First-order State Space Model for Lightweight Image Super-resolution
Yujie Zhu, Xinyi Zhang, Yekai Lu, Guang Yang, Faming Fang, Guixu Zhang
TL;DR
This paper tackles lightweight image super-resolution by enhancing a Mamba-based SSM backbone with a First-order State Space Model (FSSM). By deriving a discrete, first-order hold-based formulation and introducing higher-order approximations, the authors enable stronger token correlations without increasing parameters, and provide a cumulative error analysis showing favorable bounds relative to vanilla SSM. Extensive experiments on DIV2K/DF2K and five benchmark datasets demonstrate that FMambaIR with FSSM variants achieves state-of-the-art results among light-weight SR methods, improving PSNR/SSIM and visual quality. The work offers a practical, efficient backbone for vision tasks requiring long-range dependencies and paves the way for broader adoption of FSSM in related domains.
Abstract
State space models (SSMs), particularly Mamba, have shown promise in NLP tasks and are increasingly applied to vision tasks.

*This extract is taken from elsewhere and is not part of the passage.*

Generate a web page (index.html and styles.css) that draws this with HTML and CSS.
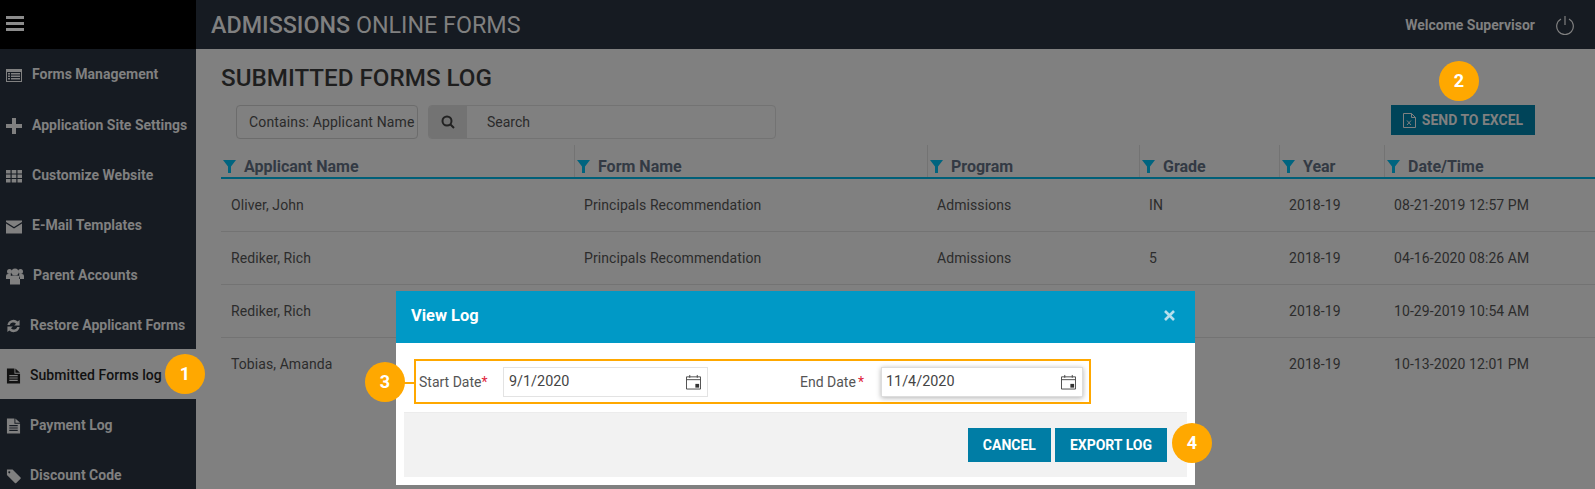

However, most Mamba-based vision models focus on network architecture and scan paths, with little attention to the SSM module. In order to explore the potential of SSMs, we modified the calculation process of SSM without increasing the number of parameters to improve the performance on lightweight super-resolution tasks. In this paper, we introduce the First-order State Space Model (FSSM) to improve the original Mamba module, enhancing performance by incorporating token correlations. We apply a first-order hold condition in SSMs, derive the new discretized form, and analyzed cumulative error. Extensive experimental results demonstrate that FSSM improves the performance of MambaIR on five benchmark datasets without additionally increasing the number of parameters, and surpasses current lightweight SR methods, achieving state-of-the-art results.